Vorlesung: National Historiographies in Global Historical Perspective

Prof. Dr. Stefan Berger
10 - 12 Uhr, Dienstag

Veranstaltungs-Nr. 270000
Ort HMA 30
Beginn 19.04.2016

This lecture course will compare the development of national history writing across five continents focussing on the modern period. It will ask about the institutional settings in which history writing took place and investigate the communities and networks that shaped national historiographies. It will also examine the relationship of national history writing with other spatial and non-spatial forms of history writing, including histories of ethnicity/ race, class, religion and gender as well as local/ regional and transnational history writing, i.e. imperial, continental and global/ universal history writing. The role of borders and borderlands in historical writing will be examined as it was often at the border that national history writing was at its most intense.
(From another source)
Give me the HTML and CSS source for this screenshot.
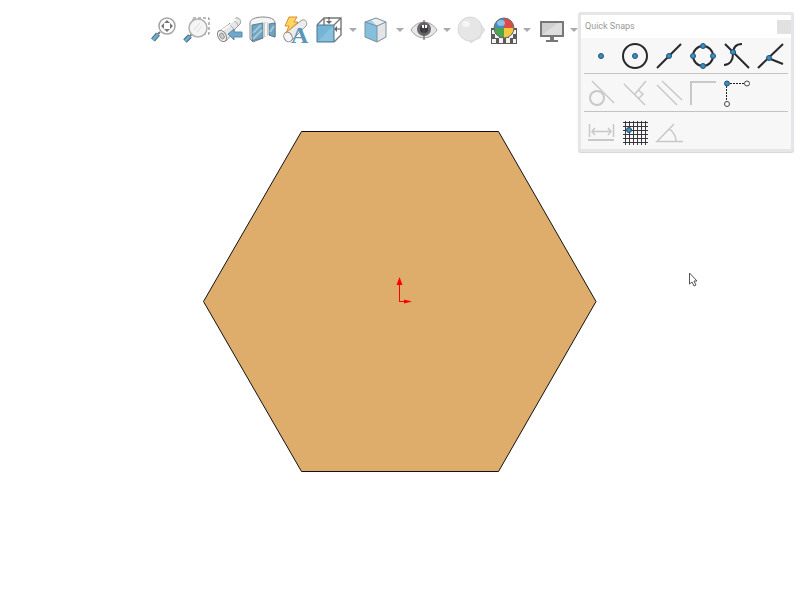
FILE: index.html
```html
<!DOCTYPE html>
<html lang="en">

<head>
  <meta charset="UTF-8">
  <meta name="viewport" content="width=device-width, initial-scale=1.0">
  <title>Sketch - Quick Snaps</title>
  <link rel="stylesheet" href="styles.css">
</head>

<body>

  <!-- view toolbar -->
  <header class="toolbar">
    <button class="tool" aria-label="Zoom to fit">
      <svg viewBox="0 0 28 28">
        <path d="M10 16l-3 3" stroke="#777" stroke-width="2"/>
        <path d="M8 18l-5 6" stroke="#446477" stroke-width="5"/>
        <path d="M8 18l-5 6" stroke="#6fadd0" stroke-width="3"/>
        <circle cx="17" cy="10" r="8" fill="#fff" stroke="#a3a3a3" stroke-width="1.5"/>
        <path d="M17 4l3 3h-6zM17 16l3-3h-6zM11 10l3-3v6zM23 10l-3-3v6z" fill="#777"/>
      </svg>
    </button>
    <button class="tool" aria-label="Zoom to area">
      <svg viewBox="0 0 28 28">
        <path d="M10 2h16v16H10z" fill="none" stroke="#777" stroke-dasharray="3 2"/>
        <path d="M9 18l-3 3" stroke="#777" stroke-width="2"/>
        <path d="M7 20l-5 5" stroke="#446477" stroke-width="5"/>
        <path d="M7 20l-5 5" stroke="#6fadd0" stroke-width="3"/>
        <circle cx="15" cy="12" r="9" fill="#f5f5f5" stroke="#b1b1b1" stroke-width="1.5"/>
        <path d="M11 14l6-7M14 16l5-6" stroke="#ddd"/>
      </svg>
    </button>
    <button class="tool" aria-label="Previous view">
      <svg viewBox="0 0 28 28">
        <path d="M2 16L12 9l2-2 6-5c3-1 6 3 4 6l-5 5-1 3-8 9z" fill="#e6e6e6" stroke="#999"/>
        <path d="M12 9c3 0 6 3 6 6M17 5c3 0 5 3 5 5" fill="none" stroke="#aaa"/>
        <path d="M5 15l9-6M14 7l6-4" stroke="#fff" stroke-width="2"/>
        <ellipse cx="6" cy="20" rx="4" ry="6" transform="rotate(-30 6 20)" fill="#f2f2f2" stroke="#888"/>
        <ellipse cx="6" cy="20" rx="2" ry="3" transform="rotate(-30 6 20)" fill="#ccc" stroke="#999"/>
        <path d="M12 18l6-5v3h8v5h-8v3z" fill="#6fa8c8" stroke="#5a8dab"/>
      </svg>
    </button>
    <button class="tool" aria-label="Section view">
      <svg viewBox="0 0 28 28">
        <path d="M1 7c0-4 6-6 13-6s12 2 12 6v14l-6-2V9c-2-2-4-2-6 0v13l-10 4-3-3z" fill="#f4f4f4" stroke="#888"/>
        <path d="M3 9l11-2v15L3 25zM20 8l6-1v14l-6-2z" fill="#6fa3bf" stroke="#5d7f92"/>
        <path d="M4 17l8-8M4 23l9-9M21 16l4-6" stroke="#9cc9de" stroke-width="2"/>
        <path d="M14 7c2-1 4-1 6 1v11l-6 3z" fill="#ccc"/>
        <path d="M17 7v13" stroke="#f6f6f6" stroke-width="2"/>
      </svg>
    </button>
    <button class="tool" aria-label="Dynamic annotation views">
      <svg viewBox="0 0 28 28">
        <path d="M2 18L20 4c4-1 6 3 4 6L9 25z" fill="#ececec" stroke="#999"/>
        <ellipse cx="6" cy="21" rx="4" ry="5" transform="rotate(-30 6 21)" fill="#f6f6f6" stroke="#888"/>
        <path d="M7 1h8l-3 5h4L4 17l3-7H3z" fill="#ffd65c" stroke="#d98a3c"/>
        <text class="letter" x="9" y="27">A</text>
      </svg>
    </button>
    <button class="tool" aria-label="View orientation">
      <svg viewBox="0 0 28 28">
        <path d="M2 9l7-7h17v17l-7 7M19 9l7-7M9 2v7" fill="none" stroke="#777" stroke-width="1.4"/>
        <path d="M2 9h17v17H2z" fill="#75b4d6" stroke="#4e778e"/>
        <path d="M3 25L18 10v15z" fill="#88c0dd"/>
        <path d="M14 1v4M21 13h5" stroke="#555"/>
        <path d="M14 8l-3-3h6zM19 13l3-3v6z" fill="#666"/>
      </svg>
    </button>
    <button class="drop" aria-label="View orientation options"></button>
    <button class="tool" aria-label="Display style">
      <svg viewBox="0 0 28 28">
        <path d="M3 6l11-4 10 4v15l-9 5-12-5z" fill="#9fcfe5"/>
        <path d="M9 4l5-2 10 4-9 4z" fill="#eee"/>
        <path d="M15 10l9-4v15l-9 5z" fill="#e3e4e7"/>
        <path d="M3 6l12 4v16L3 21z" fill="#86bfdb"/>
        <path d="M3 6l11-4 10 4v15l-9 5-12-5zM3 6l12 4 9-4M15 10v16" fill="none" stroke="#7a929e"/>
      </svg>
    </button>
    <button class="drop" aria-label="Display style options"></button>
    <button class="tool" aria-label="Hide/show items">
      <svg viewBox="0 0 28 28">
        <path d="M2 14c6-10 19-11 26 0-7 11-20 10-26 0z" fill="#e7e7e7" stroke="#a0a0a0"/>
        <circle cx="15" cy="13" r="7" fill="#69656b"/>
        <circle cx="15" cy="13" r="4" fill="#39373b"/>
        <path d="M15 4v20" stroke="#555"/>
        <path d="M13 9h2v3h-2zM16 9h2v3h-2z" fill="#fff"/>
      </svg>
    </button>
    <button class="drop" aria-label="Hide/show options"></button>
    <button class="tool" aria-label="Edit appearance">
      <svg viewBox="0 0 28 28">
        <path d="M25 9l4 5-4 5-1 3-5 2-4 3-4-4" fill="#e4e4e4" stroke="#dcdcdc"/>
        <circle cx="14" cy="13" r="12" fill="#e6e6e6" stroke="#d8d8d8"/>
        <ellipse cx="10" cy="8" rx="4" ry="3" fill="#f5f5f5"/>
      </svg>
    </button>
    <button class="tool" aria-label="Apply scene">
      <svg viewBox="0 0 28 28">
        <path d="M2 12h26v16H2z" fill="#5d5a5c"/>
        <path d="M3 14h3v4H3zM24 14h3v4h-3zM6 18h4v4H6zM20 18h4v4h-4zM3 23h4v4H3zM10 22h4v5h-4zM17 22h4v5h-4zM24 23h3v4h-3z" fill="#f2f2f2"/>
        <path d="M15 12V2A10 10 0 0 0 5 12z" fill="#438ec7"/>
        <path d="M15 12h10A10 10 0 0 0 15 2z" fill="#dc4b49"/>
        <path d="M15 12H5a10 10 0 0 0 10 10z" fill="#4ea34f"/>
        <path d="M15 12v10a10 10 0 0 0 10-10z" fill="#f2c83f"/>
        <ellipse cx="12" cy="7" rx="4" ry="3" fill="#8fbfe2"/>
        <circle cx="15" cy="12" r="10" fill="none" stroke="#686b70"/>
      </svg>
    </button>
    <button class="drop" aria-label="Scene options"></button>
    <button class="tool" aria-label="View settings">
      <svg viewBox="0 0 28 28">
        <path d="M5 6h22v14H5z" fill="#cfcfd0" stroke="#777" stroke-width="2"/>
        <path d="M6 19L22 7h4v12z" fill="#dedee0"/>
        <path d="M14 21h4v3h4v2H10v-2h4z" fill="#777"/>
      </svg>
    </button>
    <button class="drop" aria-label="View settings options"></button>
  </header>

  <!-- drawing area -->
  <main class="canvas">
    <svg class="sketch" viewBox="0 0 396 346" role="img" aria-label="Hexagon sketch">
      <path d="M99.5 4.5h197l97.5 170-97.5 170h-197L1.5 174.500z" fill="#deac6b" stroke="#111"/>
      <path d="M197.5 174V158M197 174.500h8" stroke="#f00" fill="none"/>
      <path d="M197.500 150l3 8h-6zM210 174.500l-8-2v4z" fill="#f00"/>
    </svg>
    <svg class="cursor" viewBox="0 0 10 16" aria-hidden="true">
      <path d="M1.500 1v11l2.500-2 2 4 2-1-2-4h3z" fill="#fff" stroke="#55535a"/>
    </svg>
  </main>

  <!-- snaps palette -->
  <section class="panel">
    <div class="panel-head">
      <h1>Quick Snaps</h1>
      <button class="close" aria-label="Close"></button>
    </div>
    <div class="row first">
      <button class="snap" aria-label="Point snap">
        <svg viewBox="0 0 34 34"><circle class="dot" cx="17" cy="17" r="2.500"/></svg>
      </button>
      <button class="snap" aria-label="Center point snap">
        <svg viewBox="0 0 34 34">
          <circle class="line" cx="17" cy="17" r="12"/>
          <circle class="dot" cx="17" cy="17" r="2.500"/>
        </svg>
      </button>
      <button class="snap" aria-label="Midpoint snap">
        <svg viewBox="0 0 34 34">
          <path class="line" d="M5 29L29 5"/>
          <circle class="dot" cx="17" cy="17" r="2.500"/>
        </svg>
      </button>
      <button class="snap" aria-label="Quadrant snap">
        <svg viewBox="0 0 34 34">
          <circle class="line" cx="17" cy="17" r="10"/>
          <circle class="dot" cx="17" cy="7" r="2.500"/>
          <circle class="dot" cx="27" cy="17" r="2.500"/>
          <circle class="dot" cx="17" cy="27" r="2.500"/>
          <circle class="dot" cx="7" cy="17" r="2.500"/>
        </svg>
      </button>
      <button class="snap" aria-label="Intersection snap">
        <svg viewBox="0 0 34 34">
          <path class="line" d="M5 5l24 24M4 26c6 0 9-5 9-11 0-6 3-10 9-10"/>
          <circle class="dot" cx="13" cy="13" r="2.500"/>
        </svg>
      </button>
      <button class="snap" aria-label="Nearest snap">
        <svg viewBox="0 0 34 34">
          <path class="line" d="M4 29L29 5M14 19l15 6"/>
          <circle class="dot" cx="15" cy="19" r="2.500"/>
        </svg>
      </button>
    </div>
    <div class="row">
      <button class="snap off" aria-label="Tangent snap">
        <svg viewBox="0 0 34 34">
          <circle class="line" cx="13" cy="21" r="7"/>
          <path class="line thin" d="M8 4l22 22"/>
        </svg>
      </button>
      <button class="snap off" aria-label="Perpendicular snap">
        <svg viewBox="0 0 34 34">
          <path class="line thin" d="M6 7l21 21M17 17L28 4M20 13l5 4-4 4"/>
        </svg>
      </button>
      <button class="snap off" aria-label="Parallel snap">
        <svg viewBox="0 0 34 34"><path class="line thin" d="M5 8l20 20M10 4l20 19"/></svg>
      </button>
      <button class="snap off" aria-label="Horizontal/vertical snap">
        <svg viewBox="0 0 34 34"><path class="line" d="M5 28V5h25"/></svg>
      </button>
      <button class="snap" aria-label="Horizontal/vertical to points snap">
        <svg viewBox="0 0 34 34">
          <path class="dash" d="M6.500 26V6M7 6.500h20"/>
          <circle class="dot" cx="7" cy="6.500" r="2.500"/>
          <circle class="ring" cx="27" cy="6.500" r="2.500"/>
          <circle class="ring" cx="7" cy="27" r="2.500"/>
        </svg>
      </button>
    </div>
    <div class="row">
      <button class="snap off" aria-label="Length snap">
        <svg viewBox="0 0 34 34">
          <path class="line" d="M4 25h26"/>
          <path class="line thin" d="M5.500 9v13M29.500 9v13M8 16.500h19M11 13l-3 3.500 3 3.500M24 13l3 3.500-3 3.500"/>
        </svg>
      </button>
      <button class="snap" aria-label="Grid snap">
        <svg viewBox="0 0 34 34">
          <path class="grid" d="M7.500 6v24M11.500 6v24M15.500 6v24M19.500 6v24M23.500 6v24M27.500 6v24M5 7.500h25M5 11.500h25M5 15.500h25M5 19.500h25M5 23.500h25M5 27.500h25"/>
          <circle class="dot" cx="11" cy="15" r="2.500"/>
        </svg>
      </button>
      <button class="snap off" aria-label="Angle snap">
        <svg viewBox="0 0 34 34">
          <path class="line thin" d="M22 9L5 26.500h26M17 14c4 2 7 7 7 12"/>
        </svg>
      </button>
    </div>
  </section>

</body>

</html>
```

FILE: styles.css
```css
* {
  margin: 0;
  padding: 0;
  box-sizing: border-box;
}

body {
  background-color: #fff;
  font-family: Roboto, "Liberation Sans", sans-serif;
}

button {
  border: 0;
  background: none;
}

svg {
  display: block;
}

/* toolbar lies over the drawing area */
.toolbar {
  position: absolute;
  top: 16px;
  left: 150px;
  z-index: 1;
  display: flex;
  align-items: center;
  gap: 5px;
}

.tool,
.tool svg {
  width: 28px;
  height: 28px;
  overflow: visible;
}

.letter {
  font-family: "Liberation Serif", serif;
  font-size: 24px;
  font-weight: bold;
  fill: #5b96b7;
}

.drop {
  width: 9px;
  height: 28px;
  display: flex;
  align-items: center;
  justify-content: center;
}

.drop::before {
  content: "";
  border: 4px solid transparent;
  border-top-color: #aaa;
  border-bottom: 0;
}

.canvas {
  position: relative;
  min-height: 100vh;
  display: flex;
  align-items: center;
  justify-content: center;
}

.sketch {
  width: 396px;
  height: 346px;
}

.cursor {
  position: absolute;
  top: 272px;
  left: 688px;
  width: 10px;
  height: 16px;
}

/* floating palette */
.panel {
  position: absolute;
  top: 12px;
  right: 6px;
  z-index: 2;
  padding: 0 3px;
  border: 3px solid #e6e5e7;
  border-radius: 3px;
  background-color: #f7f7f7;
  box-shadow: 0 1px 1px #d6d4d6;
}

.panel-head {
  height: 23px;
  margin: 0 -3px;
  padding: 5px 0 0 4px;
  display: flex;
  justify-content: space-between;
  background-color: #fff;
}

.panel-head h1 {
  font-size: 9px;
  font-weight: 400;
  line-height: 12px;
  color: #999;
}

.close {
  width: 14px;
  height: 14px;
  background-color: #e1e1e1;
}

.row {
  width: 204px;
  height: 38px;
  display: flex;
  align-items: flex-end;
}

.row.first {
  height: 35px;
}

.row + .row {
  border-top: 1px solid #c4c2c4;
}

.snap,
.snap svg {
  width: 34px;
  height: 34px;
}

.line {
  fill: none;
  stroke: #29272b;
  stroke-width: 2;
}

.off .line {
  stroke: #c9c7ca;
}

.off .thin {
  stroke-width: 1.5;
}

.dot {
  fill: #3d8dbd;
  stroke: #205174;
}

.dash {
  fill: none;
  stroke: #222;
  stroke-dasharray: 2 1;
}

.ring {
  fill: #fff;
  stroke: #444;
}

.grid {
  stroke: #39373b;
}
```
Overall, this course will introduce students to the comparative history of historiography in relation to one of the most powerful forms of history writing – national history.

Einführende Lektüre:

  • Stefan Berger (with Christoph Conrad), The Past as History. National Identity and Historical Consciousness in Modern Europe, Basingstoke, 2015.
  • Ilaria Porciani and Jo Tollebeek (eds), Setting the Standards: Institutions, Networks and Communities of National Historiographies, Basingstoke, 2013.
  • Stefan Berger (ed.), Writing the Nation. A Global Comparison, Basingstoke, 2007.

Besonders zu beachten

The course will be held in English.

It might make sense to take the lecture course in combination with the Hauptseminar on the writing of national histories in Europe.